*Exercise*
Answer with one number: how many lines hold "that".

*Supplied records*
┌──

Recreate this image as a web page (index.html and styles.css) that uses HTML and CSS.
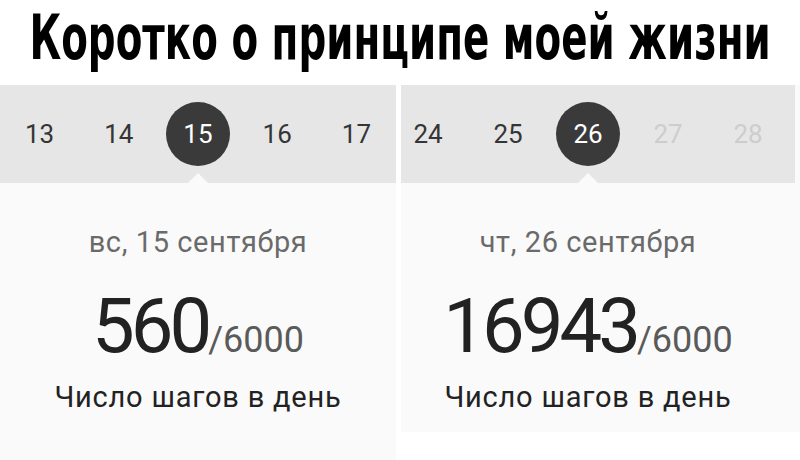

└──
┌──

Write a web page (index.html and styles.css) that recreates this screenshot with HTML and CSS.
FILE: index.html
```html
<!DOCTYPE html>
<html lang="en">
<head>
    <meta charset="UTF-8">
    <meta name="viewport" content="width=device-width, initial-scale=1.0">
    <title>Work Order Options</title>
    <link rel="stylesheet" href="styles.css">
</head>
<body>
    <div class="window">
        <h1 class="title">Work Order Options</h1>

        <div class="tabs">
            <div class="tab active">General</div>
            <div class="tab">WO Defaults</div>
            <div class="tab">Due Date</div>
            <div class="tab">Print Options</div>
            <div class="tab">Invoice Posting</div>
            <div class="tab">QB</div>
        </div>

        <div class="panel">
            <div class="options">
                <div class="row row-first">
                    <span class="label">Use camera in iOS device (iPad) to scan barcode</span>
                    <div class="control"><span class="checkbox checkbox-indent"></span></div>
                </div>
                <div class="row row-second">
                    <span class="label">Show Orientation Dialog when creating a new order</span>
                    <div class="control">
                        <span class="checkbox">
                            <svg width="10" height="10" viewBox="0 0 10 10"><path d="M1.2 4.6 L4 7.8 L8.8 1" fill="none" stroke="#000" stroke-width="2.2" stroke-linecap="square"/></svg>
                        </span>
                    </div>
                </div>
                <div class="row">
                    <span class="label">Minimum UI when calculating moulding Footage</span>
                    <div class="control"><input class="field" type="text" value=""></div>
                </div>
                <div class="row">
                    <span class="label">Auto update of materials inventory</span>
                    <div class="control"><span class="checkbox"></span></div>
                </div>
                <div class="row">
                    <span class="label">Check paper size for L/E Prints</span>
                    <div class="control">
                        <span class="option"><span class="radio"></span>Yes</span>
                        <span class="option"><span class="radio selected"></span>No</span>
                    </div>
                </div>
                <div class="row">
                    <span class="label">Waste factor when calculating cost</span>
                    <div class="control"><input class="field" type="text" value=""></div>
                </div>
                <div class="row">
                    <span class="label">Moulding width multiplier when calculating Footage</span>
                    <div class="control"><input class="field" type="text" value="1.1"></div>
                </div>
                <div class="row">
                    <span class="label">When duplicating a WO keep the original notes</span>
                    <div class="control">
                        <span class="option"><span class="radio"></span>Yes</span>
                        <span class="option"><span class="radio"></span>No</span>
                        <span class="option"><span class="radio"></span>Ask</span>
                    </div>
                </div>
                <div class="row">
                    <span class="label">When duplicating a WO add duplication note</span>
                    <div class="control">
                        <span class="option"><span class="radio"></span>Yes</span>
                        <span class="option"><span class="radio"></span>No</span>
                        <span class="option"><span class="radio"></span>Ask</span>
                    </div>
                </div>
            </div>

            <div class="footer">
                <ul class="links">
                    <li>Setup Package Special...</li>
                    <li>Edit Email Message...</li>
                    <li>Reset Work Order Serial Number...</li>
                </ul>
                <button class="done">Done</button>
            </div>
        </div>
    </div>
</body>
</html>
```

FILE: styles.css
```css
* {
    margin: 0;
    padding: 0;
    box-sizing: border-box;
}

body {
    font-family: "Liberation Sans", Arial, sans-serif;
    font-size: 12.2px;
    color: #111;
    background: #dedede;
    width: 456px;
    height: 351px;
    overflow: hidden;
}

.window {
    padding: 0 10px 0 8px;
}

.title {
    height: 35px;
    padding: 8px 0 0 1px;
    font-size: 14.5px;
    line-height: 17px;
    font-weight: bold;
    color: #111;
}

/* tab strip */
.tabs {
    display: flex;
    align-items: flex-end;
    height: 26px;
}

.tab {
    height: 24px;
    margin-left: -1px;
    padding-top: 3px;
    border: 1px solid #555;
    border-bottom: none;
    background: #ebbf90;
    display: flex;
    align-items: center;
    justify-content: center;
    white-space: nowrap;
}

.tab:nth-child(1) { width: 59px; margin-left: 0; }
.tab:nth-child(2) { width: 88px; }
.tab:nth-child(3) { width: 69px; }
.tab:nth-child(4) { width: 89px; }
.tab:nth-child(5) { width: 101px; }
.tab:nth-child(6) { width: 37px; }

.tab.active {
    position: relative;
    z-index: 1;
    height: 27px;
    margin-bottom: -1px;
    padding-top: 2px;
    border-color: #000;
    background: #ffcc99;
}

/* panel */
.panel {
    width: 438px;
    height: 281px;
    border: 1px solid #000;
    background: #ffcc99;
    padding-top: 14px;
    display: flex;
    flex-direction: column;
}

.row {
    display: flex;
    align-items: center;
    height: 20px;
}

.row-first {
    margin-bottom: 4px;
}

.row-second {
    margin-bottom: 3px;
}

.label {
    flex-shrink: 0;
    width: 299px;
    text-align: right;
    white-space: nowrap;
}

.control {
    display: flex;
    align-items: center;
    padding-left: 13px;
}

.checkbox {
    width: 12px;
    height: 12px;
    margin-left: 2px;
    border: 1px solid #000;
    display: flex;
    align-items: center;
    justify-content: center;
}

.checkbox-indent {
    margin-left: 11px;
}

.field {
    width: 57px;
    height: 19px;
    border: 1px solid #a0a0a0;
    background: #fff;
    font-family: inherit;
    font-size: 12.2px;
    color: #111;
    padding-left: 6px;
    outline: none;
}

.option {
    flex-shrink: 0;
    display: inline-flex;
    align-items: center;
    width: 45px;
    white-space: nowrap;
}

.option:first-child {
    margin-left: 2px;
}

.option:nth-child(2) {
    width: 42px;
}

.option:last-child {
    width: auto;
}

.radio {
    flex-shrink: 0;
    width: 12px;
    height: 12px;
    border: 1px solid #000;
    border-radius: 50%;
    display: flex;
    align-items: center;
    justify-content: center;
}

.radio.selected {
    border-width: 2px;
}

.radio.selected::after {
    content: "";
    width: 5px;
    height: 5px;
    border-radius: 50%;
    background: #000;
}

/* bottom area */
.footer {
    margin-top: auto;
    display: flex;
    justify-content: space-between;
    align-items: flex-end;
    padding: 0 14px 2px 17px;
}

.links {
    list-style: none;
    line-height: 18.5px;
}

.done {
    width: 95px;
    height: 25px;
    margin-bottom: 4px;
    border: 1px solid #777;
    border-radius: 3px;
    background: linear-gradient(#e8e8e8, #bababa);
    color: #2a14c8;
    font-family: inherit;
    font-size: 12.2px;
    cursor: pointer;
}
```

└──

*Written reply*
2